It just appears to be a large poncho with hood. Maybe a search under ponchos will show something similar.


----------



## Dreamweaver

Great hooded poncho with front zipper and a nice ribbed band all around. If you can't find it, I'll bet you could asapt a pattern.... Good Luck.


----------



## lvchocl8nknitting

very sharp! hope you find a pattern....


----------



## sherry5997

what a lovely cape - please post if you find a similar pattern....
thanks!


----------



## 3mom

This is a great pattern, just what I've been looking for. Did you ever find the pattern? Can I have a copy, please


----------



## Nami14

okay, this is the closest pattern i found to the cape. at this website:
http://www.lionbrand.com/patterns/khs-cape.html?r=1&r=1


----------



## Joy Marshall

The closest I could find are on the garnstudio.com website.
i.e. Drops designs. Here are the numbers of the patterns which perhaps could be adapted: 110-21, 110-13, 110-110-11, 0-450


----------



## 3mom

Nami14 said:


> okay, this is the closest pattern i found to the cape. at this website:
> http://www.lionbrand.com/patterns/khs-cape.html?r=1&r=1


I don't know--every review of this pattern is negative. Did you ever find a good alternative?


----------



## 3mom

Joy Marshall said:


> The closest I could find are on the garnstudio.com website.
> i.e. Drops designs. Here are the numbers of the patterns which perhaps could be adapted: 110-21, 110-13, 110-110-11, 0-450


The Drops Designs has some great patterns!!


----------



## Arlene Streisand

I love this too!

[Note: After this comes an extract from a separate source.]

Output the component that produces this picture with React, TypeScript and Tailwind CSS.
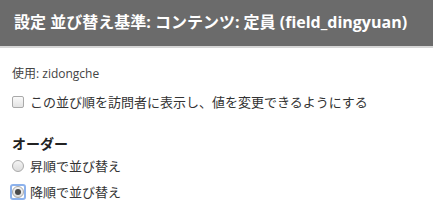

You can bring it to a knitting store and they could probably write up a pattern- if so post!


----------



## dorothydoan

Just ran into the Stella cape. I found something similar in All Free Knitting. It's call Midnight Rendezvous Capelet. Is a capelet but can be made longer, and I'm sure you can do a hood instead of a collar.


----------



## Arlene Streisand

Thank you of reminding me of this
I still love it
I think I will bring it to a knitting store!


----------